From the "JPL Universe"
January 12, 1996
Project Galileo spent much of the year 1995 preparing for the meteoric dual-craft arrival at Jupiter Dec. 7. The early part of 1996 will be spent gathering the scientific harvest of that arrival day, followed by final preparations for the orbiter's scientific operations. The Galileo spacecraft will carry out four close satellite encounters in the latter part of the year.
At the start of 1995 the spacecraft was finishing the playback of its tape-recorded observations of the Shoemaker-Levy comet impacts with Jupiter the previous July. Then it was time for the flight team to send up new flight software, redesigning Galileo to do the first part of its Jupiter mission with the low-gain antenna.
In midyear the addition of new equipment at the Canberra, Australia, Deep Space Network site increased the station's sensitivity to Galileo's signals. In July the Galileo probe and orbiter spacecraft separated to fly their independent missions to Jupiter. First the combined craft was carefully aimed and oriented for atmospheric entry. Then the two craft separated. Finally, the orbiter's main engine was fired to aim that spacecraft for going into orbit around Jupiter.
In August, Galileo scientists reported that the spacecraft was immersed in the most intense interplanetary dust storm ever measured. It was the latest in a year-long series of dust events. Emanating from Jupiter's system, possibly from volcanoes on Jupiter's moon Io, the microscopic dust particles reached counts as high as 20,000 per day, compared with normal rates of less than one per day. After about a month, the intensity gradually declined, but scientists kept watch and hoped to learn more once Galileo was in the Jovian system.
During the latter part of 1995, Galileo's engineers observed and worked around a small number of spacecraft problems. After the first use of the main rocket engine in July, a check valve in the propulsion system gave evidence of leaking, but careful temperature management prevented damage.
Just after Galileo's camera took its first color approach picture of Jupiter, the spacecraft's tape recorder had a problem in rewinding. Several days of analysis and testing revealed that neither tape nor recorder was broken, but the tape had slipped instead of rewinding.
It was decided not to use that end of the tape, and not to operate at high tape speeds until after the high-priority probe data had been recorded and played back in December and early in 1996. This ruled out images of Io and Jupiter during the initial pass, but assured receipt of the data from inside Jupiter's clouds. Image recording was expected to resume after further testing in 1996.
On Dec. 7, the two Galileo craft completed their Jupiter arrival missions with complete success. The probe entered the atmosphere, decelerating from about 170,000 kilometers per hour (100,000 mph) in about two minutes and then proceeded down through the wind-torn clouds beneath its Dacron parachute, sending up its measurements for almost an hour. The orbiter, after measuring the Jovian environment and getting a gravity assist at Io, received and recorded the probe data and then fired its main engine to become the first artificial satellite of Jupiter.

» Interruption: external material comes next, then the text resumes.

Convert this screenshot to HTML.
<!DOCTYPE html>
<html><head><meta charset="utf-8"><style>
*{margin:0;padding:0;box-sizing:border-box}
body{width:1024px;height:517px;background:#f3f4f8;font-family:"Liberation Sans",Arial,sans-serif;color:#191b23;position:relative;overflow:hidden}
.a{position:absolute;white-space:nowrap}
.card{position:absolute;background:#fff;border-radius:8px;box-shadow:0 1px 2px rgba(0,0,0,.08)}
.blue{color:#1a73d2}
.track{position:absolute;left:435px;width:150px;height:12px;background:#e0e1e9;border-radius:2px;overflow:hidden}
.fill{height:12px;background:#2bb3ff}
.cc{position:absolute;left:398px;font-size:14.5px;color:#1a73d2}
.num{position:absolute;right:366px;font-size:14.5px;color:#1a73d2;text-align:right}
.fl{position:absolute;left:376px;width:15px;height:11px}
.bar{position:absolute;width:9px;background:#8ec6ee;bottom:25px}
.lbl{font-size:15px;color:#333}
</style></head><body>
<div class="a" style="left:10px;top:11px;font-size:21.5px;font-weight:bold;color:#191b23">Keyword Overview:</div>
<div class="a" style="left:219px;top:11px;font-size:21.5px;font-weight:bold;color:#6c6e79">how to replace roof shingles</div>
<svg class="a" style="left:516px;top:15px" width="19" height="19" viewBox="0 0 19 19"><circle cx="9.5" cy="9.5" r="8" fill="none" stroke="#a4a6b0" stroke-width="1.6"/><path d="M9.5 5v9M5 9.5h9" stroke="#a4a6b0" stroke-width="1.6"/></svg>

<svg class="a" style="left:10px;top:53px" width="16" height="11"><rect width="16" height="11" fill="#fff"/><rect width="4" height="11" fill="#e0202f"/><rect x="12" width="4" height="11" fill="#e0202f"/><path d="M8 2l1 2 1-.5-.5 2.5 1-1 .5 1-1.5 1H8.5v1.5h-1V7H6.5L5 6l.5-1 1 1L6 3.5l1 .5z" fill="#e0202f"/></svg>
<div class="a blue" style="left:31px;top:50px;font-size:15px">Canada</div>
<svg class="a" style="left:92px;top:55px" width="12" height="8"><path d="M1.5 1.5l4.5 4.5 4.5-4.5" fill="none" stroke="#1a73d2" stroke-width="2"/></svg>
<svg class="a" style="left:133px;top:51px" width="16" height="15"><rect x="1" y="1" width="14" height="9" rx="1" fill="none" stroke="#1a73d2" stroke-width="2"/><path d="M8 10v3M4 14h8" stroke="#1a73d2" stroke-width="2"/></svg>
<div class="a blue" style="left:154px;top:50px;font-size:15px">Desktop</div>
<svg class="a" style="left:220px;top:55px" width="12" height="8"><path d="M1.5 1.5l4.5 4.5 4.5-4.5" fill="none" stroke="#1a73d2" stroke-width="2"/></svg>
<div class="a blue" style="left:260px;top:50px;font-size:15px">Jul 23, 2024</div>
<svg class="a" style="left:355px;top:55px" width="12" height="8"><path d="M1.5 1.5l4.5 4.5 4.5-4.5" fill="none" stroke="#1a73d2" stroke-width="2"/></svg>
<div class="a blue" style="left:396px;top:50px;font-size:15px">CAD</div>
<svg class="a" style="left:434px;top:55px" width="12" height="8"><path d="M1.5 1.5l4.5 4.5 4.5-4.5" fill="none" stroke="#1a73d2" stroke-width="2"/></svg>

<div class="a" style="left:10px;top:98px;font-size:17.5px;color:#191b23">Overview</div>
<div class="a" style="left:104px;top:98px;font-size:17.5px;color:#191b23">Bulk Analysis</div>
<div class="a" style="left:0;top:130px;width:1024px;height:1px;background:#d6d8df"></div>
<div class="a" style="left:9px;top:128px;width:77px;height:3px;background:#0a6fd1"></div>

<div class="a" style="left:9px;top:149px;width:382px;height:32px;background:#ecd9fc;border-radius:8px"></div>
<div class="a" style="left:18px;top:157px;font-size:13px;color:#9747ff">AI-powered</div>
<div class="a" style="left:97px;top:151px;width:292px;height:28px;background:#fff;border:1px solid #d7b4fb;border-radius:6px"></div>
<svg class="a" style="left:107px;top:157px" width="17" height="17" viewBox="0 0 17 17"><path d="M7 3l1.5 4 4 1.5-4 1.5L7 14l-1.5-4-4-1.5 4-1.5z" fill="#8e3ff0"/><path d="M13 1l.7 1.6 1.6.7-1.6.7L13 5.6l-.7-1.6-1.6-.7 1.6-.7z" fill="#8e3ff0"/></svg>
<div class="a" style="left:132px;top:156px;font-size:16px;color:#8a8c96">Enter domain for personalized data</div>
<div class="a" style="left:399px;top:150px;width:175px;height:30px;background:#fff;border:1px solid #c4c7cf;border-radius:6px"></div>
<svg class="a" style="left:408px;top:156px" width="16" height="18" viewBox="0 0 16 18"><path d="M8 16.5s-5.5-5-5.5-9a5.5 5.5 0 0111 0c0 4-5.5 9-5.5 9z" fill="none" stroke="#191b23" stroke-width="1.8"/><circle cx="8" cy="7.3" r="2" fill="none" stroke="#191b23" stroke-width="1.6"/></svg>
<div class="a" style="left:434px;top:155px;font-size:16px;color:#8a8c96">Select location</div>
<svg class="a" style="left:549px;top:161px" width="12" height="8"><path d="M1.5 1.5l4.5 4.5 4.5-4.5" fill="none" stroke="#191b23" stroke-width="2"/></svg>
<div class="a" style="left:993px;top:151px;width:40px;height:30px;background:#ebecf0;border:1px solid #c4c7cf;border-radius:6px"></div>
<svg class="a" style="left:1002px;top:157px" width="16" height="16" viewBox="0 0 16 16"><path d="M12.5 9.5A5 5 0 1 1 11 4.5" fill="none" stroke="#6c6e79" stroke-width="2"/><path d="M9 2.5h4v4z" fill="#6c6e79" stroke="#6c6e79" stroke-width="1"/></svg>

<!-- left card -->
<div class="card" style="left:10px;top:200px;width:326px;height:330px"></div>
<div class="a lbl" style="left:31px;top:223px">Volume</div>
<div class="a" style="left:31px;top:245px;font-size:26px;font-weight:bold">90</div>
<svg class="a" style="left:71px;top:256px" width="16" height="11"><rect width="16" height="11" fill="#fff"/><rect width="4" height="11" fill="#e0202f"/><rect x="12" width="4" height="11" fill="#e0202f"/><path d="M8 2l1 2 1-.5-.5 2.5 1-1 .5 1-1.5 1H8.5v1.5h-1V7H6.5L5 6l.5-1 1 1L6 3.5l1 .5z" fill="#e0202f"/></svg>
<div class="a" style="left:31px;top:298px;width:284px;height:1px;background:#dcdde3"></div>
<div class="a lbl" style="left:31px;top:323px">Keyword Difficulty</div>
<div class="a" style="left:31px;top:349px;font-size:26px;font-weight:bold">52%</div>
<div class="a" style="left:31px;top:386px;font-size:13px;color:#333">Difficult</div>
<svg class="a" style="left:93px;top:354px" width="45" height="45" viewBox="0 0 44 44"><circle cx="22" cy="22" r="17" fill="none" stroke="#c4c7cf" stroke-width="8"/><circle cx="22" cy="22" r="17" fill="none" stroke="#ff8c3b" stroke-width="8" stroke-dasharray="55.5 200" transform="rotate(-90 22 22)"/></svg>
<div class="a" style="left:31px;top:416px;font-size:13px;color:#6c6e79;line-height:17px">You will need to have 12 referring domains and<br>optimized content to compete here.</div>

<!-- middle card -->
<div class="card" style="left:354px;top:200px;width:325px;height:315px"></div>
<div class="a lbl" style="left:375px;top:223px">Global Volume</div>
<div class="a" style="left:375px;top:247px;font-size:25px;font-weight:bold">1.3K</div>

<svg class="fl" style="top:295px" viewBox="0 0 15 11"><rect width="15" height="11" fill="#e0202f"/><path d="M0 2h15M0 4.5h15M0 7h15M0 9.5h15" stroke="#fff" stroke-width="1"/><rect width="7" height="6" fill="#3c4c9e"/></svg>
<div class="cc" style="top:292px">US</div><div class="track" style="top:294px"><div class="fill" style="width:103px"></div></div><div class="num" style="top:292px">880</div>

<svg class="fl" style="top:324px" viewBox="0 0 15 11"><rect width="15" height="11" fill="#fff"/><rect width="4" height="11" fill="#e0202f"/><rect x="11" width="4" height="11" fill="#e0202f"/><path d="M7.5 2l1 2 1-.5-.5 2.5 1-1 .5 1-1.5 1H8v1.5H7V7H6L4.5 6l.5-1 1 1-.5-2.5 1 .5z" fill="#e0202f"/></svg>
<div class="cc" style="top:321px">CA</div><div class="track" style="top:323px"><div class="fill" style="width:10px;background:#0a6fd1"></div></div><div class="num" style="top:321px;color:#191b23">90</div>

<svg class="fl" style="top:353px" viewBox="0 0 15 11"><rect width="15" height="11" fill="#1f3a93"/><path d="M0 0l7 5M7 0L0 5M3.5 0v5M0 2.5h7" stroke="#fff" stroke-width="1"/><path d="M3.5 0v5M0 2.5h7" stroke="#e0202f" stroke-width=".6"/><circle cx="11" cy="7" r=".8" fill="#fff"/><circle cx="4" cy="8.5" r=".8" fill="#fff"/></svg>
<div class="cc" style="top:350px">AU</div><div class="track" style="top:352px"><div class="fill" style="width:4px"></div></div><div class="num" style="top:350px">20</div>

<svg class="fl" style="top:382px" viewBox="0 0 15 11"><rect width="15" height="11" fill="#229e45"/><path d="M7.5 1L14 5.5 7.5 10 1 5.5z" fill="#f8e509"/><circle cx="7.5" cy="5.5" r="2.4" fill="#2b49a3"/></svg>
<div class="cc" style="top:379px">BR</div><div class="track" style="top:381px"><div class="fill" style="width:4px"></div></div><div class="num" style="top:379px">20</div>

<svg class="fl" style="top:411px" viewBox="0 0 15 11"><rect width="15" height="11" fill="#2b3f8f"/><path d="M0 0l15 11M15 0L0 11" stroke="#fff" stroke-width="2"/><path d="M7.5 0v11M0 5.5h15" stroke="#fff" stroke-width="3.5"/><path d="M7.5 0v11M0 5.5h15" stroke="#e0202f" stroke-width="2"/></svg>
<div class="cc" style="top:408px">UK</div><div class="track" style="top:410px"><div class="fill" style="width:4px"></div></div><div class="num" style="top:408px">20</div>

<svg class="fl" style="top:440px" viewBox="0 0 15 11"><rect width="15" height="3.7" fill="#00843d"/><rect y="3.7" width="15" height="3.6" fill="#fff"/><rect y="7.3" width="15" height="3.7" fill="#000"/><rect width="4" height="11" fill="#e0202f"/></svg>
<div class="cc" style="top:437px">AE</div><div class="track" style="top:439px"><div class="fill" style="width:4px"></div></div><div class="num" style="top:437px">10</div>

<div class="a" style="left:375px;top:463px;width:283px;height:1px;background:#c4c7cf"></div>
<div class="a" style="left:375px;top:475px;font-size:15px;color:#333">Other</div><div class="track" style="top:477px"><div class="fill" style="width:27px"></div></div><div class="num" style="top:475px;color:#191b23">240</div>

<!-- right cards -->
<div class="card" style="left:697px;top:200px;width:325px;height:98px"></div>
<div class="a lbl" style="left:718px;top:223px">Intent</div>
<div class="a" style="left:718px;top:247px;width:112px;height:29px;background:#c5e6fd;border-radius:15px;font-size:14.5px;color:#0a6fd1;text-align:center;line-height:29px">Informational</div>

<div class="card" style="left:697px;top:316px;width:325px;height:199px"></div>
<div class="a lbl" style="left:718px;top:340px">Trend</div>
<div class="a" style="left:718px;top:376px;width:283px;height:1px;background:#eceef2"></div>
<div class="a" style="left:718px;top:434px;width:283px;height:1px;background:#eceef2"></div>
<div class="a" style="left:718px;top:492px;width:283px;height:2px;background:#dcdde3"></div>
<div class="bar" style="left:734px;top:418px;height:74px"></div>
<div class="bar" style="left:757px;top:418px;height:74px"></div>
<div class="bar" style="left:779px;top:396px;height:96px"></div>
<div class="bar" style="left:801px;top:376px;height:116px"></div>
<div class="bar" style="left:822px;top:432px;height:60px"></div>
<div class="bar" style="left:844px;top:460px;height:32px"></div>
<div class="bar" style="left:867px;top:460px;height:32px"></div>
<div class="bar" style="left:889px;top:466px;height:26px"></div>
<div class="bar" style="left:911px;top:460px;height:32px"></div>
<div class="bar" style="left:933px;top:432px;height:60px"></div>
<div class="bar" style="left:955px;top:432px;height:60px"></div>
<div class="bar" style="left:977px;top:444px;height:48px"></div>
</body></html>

Galileo began relaying the probe's atmospheric observations to Earth on Dec. 9. These data had been stored in on-board computer memory in condensed form as well as full-length on tape to assure their safe return to the scientists on Earth. The readout was completed just as Galileo and Jupiter entered superior conjunction, a position "behind" the Sun in our sky, where the sun's radio noise outshouts Galileo's radio for up to two weeks.
After Christmas, the spacecraft emerged from this confinement, and probe data readout resumed in January. The team plans to play back the tape-recorded data, including some orbiter instrument readings on the Io plasma torus and Jupiter's magnetosphere, in February, March and April.

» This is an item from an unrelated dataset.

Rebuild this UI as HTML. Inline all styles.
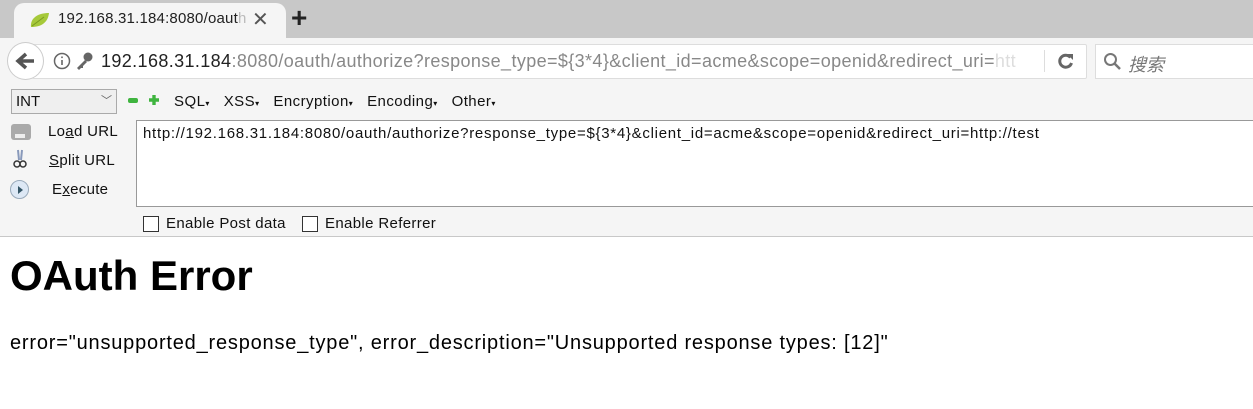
<!DOCTYPE html>
<html><head><meta charset="utf-8"><style>
*{margin:0;padding:0;box-sizing:border-box}
body{width:1253px;height:409px;overflow:hidden;background:#fff;font-family:"Liberation Sans","Noto Sans CJK SC",sans-serif;position:relative}
.a{position:absolute;white-space:nowrap}
</style></head><body>
<div class="a" style="left:0;top:0;width:1253px;height:38px;background:#c8c8c8"></div>
<div class="a" style="left:14px;top:3px;width:272px;height:36px;background:#f5f5f5;border-radius:10px 10px 0 0"></div>
<svg class="a" style="left:28px;top:10px" width="24" height="20"><path d="M3 17 C2 8 10 3 21 3 C20 12 14 17 3 17Z" fill="#a6c93a"/><path d="M4 16 L16 7" stroke="#7a9a20" stroke-width="1"/></svg>
<div class="a" style="left:58px;top:10px;font-size:15px;color:#222;letter-spacing:0.2px">192.168.31.184:8080/oaut<span style="color:#bbb">h</span></div>
<div class="a" style="left:252px;top:7px;font-size:20px;color:#555">✕</div>
<div class="a" style="left:291px;top:2px;font-size:28px;color:#222;font-weight:bold">+</div>
<div class="a" style="left:0;top:38px;width:1253px;height:199px;background:#f5f5f5;border-bottom:1px solid #c8c8c8"></div>
<div class="a" style="left:32px;top:44px;width:1055px;height:35px;background:#fff;border:1px solid #ddd;border-radius:2px"></div>
<div class="a" style="left:7px;top:42px;width:37px;height:38px;background:#fff;border:1px solid #ccc;border-radius:50%"></div>
<svg class="a" style="left:15px;top:51px" width="22" height="20"><path d="M11 3 L3 10 L11 17 M3 10 H19" stroke="#555" stroke-width="3.5" fill="none"/></svg>
<svg class="a" style="left:53px;top:52px" width="18" height="18"><circle cx="9" cy="9" r="7.5" stroke="#666" stroke-width="1.5" fill="none"/><rect x="8.2" y="8" width="1.6" height="5" fill="#666"/><rect x="8.2" y="4.5" width="1.6" height="1.6" fill="#666"/></svg>
<svg class="a" style="left:74px;top:51px" width="20" height="20"><circle cx="14" cy="6" r="4.5" fill="#666"/><path d="M11 9 L3 17 L5 19 L7 17 L9 17 L9 15 L13 11Z" fill="#666"/></svg>
<div class="a" style="left:101px;top:51px;font-size:18px;color:#222;letter-spacing:0.38px">192.168.31.184<span style="color:#888">:8080/oauth/authorize?response_type=${3*4}&amp;client_id=acme&amp;scope=openid&amp;redirect_uri=</span><span style="color:#ddd">htt</span></div>
<div class="a" style="left:1044px;top:50px;width:1px;height:22px;background:#ddd"></div>
<svg class="a" style="left:1056px;top:51px" width="20" height="20"><path d="M14.5 6.5 A6 6 0 1 0 15.5 12" stroke="#666" stroke-width="3" fill="none"/><path d="M11 3 L17 3 L17 9Z" fill="#666"/></svg>
<div class="a" style="left:1095px;top:44px;width:170px;height:35px;background:#fff;border:1px solid #ddd"></div>
<svg class="a" style="left:1103px;top:52px" width="20" height="20"><circle cx="7.5" cy="7.5" r="5.5" stroke="#777" stroke-width="2" fill="none"/><path d="M11.5 11.5 L17 17" stroke="#777" stroke-width="2.5"/></svg>
<div class="a" style="left:1128px;top:51px;font-size:18px;color:#777;font-style:italic">搜索</div>
<div class="a" style="left:11px;top:89px;width:106px;height:25px;background:#efefef;border:1px solid #aaa"></div>
<div class="a" style="left:16px;top:93px;font-size:15px;color:#111">INT</div>
<div class="a" style="left:101px;top:92px;font-size:11px;color:#666">﹀</div>
<div class="a" style="left:128px;top:98px;width:10px;height:5px;background:#3fb43f;border-radius:2px"></div>
<div class="a" style="left:149px;top:95px;width:10px;height:10px;background:#3fb43f;clip-path:polygon(33% 0,67% 0,67% 33%,100% 33%,100% 67%,67% 67%,67% 100%,33% 100%,33% 67%,0 67%,0 33%,33% 33%)"></div>
<div class="a" style="left:174px;top:93px;font-size:15px;color:#111;letter-spacing:0.45px">SQL<span style="font-size:8px">▾</span>&nbsp;&nbsp; XSS<span style="font-size:8px">▾</span>&nbsp;&nbsp; Encryption<span style="font-size:8px">▾</span>&nbsp;&nbsp; Encoding<span style="font-size:8px">▾</span>&nbsp;&nbsp; Other<span style="font-size:8px">▾</span></div>
<div class="a" style="left:11px;top:124px;width:20px;height:16px;background:#aaa;border-radius:3px"></div>
<div class="a" style="left:15px;top:134px;width:10px;height:4px;background:#eee"></div>
<div class="a" style="left:48px;top:123px;font-size:15px;color:#111;letter-spacing:0.3px">Lo<u>a</u>d URL</div>
<svg class="a" style="left:12px;top:148px" width="16" height="22"><path d="M6 2 L7 12 M10 2 L9 12" stroke="#8899bb" stroke-width="2"/><circle cx="5" cy="16" r="3" stroke="#333" stroke-width="1.5" fill="none"/><circle cx="11" cy="16" r="3" stroke="#333" stroke-width="1.5" fill="none"/></svg>
<div class="a" style="left:49px;top:152px;font-size:15px;color:#111;letter-spacing:0.3px"><u>S</u>plit URL</div>
<div class="a" style="left:10px;top:180px;width:19px;height:19px;border-radius:50%;background:#dde8f5;border:1px solid #9ab"></div>
<div class="a" style="left:18px;top:186px;width:0;height:0;border-left:5px solid #356;border-top:4px solid transparent;border-bottom:4px solid transparent"></div>
<div class="a" style="left:52px;top:181px;font-size:15px;color:#111;letter-spacing:0.3px">E<u>x</u>ecute</div>
<div class="a" style="left:136px;top:120px;width:1120px;height:87px;background:#fff;border:1px solid #999"></div>
<div class="a" style="left:143px;top:125px;font-size:15px;color:#111;letter-spacing:0.72px">http://192.168.31.184:8080/oauth/authorize?response_type=${3*4}&amp;client_id=acme&amp;scope=openid&amp;redirect_uri=http://test</div>
<div class="a" style="left:143px;top:216px;width:16px;height:16px;background:#fff;border:1px solid #333"></div>
<div class="a" style="left:166px;top:215px;font-size:15px;color:#111;letter-spacing:0.35px">Enable Post data</div>
<div class="a" style="left:302px;top:216px;width:16px;height:16px;background:#fff;border:1px solid #333"></div>
<div class="a" style="left:325px;top:215px;font-size:15px;color:#111;letter-spacing:0.35px">Enable Referrer</div>
<div class="a" style="left:10px;top:252px;font-size:42px;font-weight:bold;color:#000">OAuth Error</div>
<div class="a" style="left:10px;top:332px;font-size:20px;color:#000;letter-spacing:0.8px">error="unsupported_response_type", error_description="Unsupported response types: [12]"</div>
</body></html>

The orbit insertion maneuver left Galileo in a slightly shorter first orbit than originally planned, with the first Ganymede flyby scheduled for June 27 instead of July 4, as originally planned.
A large maneuver is scheduled for March 13 or 14 to raise the inner end of Galileo's orbits away from the hazardous environment of Jupiter's charged-particle or "radiation" belts. In May and June, the flight team will augment the spacecraft operating software again, to provide data compression that will increase the number of pictures, spectra and other scientific measurements that can be recorded and transmitted over the low-gain antenna.
Galileo's first encounter with Ganymede and Jupiter, involving some observation of Io as well, begins June 22 and lasts about a week. The second Ganymede encounter sequence runs from Sept. 1-8.
The third satellite encounter is with Callisto Nov. 2-11, and the fourth with Europa Dec. 15-22. Each involves about a week of high-rate observation of Jupiter's atmosphere and magnetosphere and at least one satellite, gathering enough data to fill Galileo's tape recorder with the equivalent of more than 100 pictures. The close satellite flyby, at a distance of a few hundred kilometers, gives Galileo a gravity assist into the next orbit. In January 1997, Galileo and Jupiter will again go into solar conjunction before resuming the satellite close flyby encounters for about another year.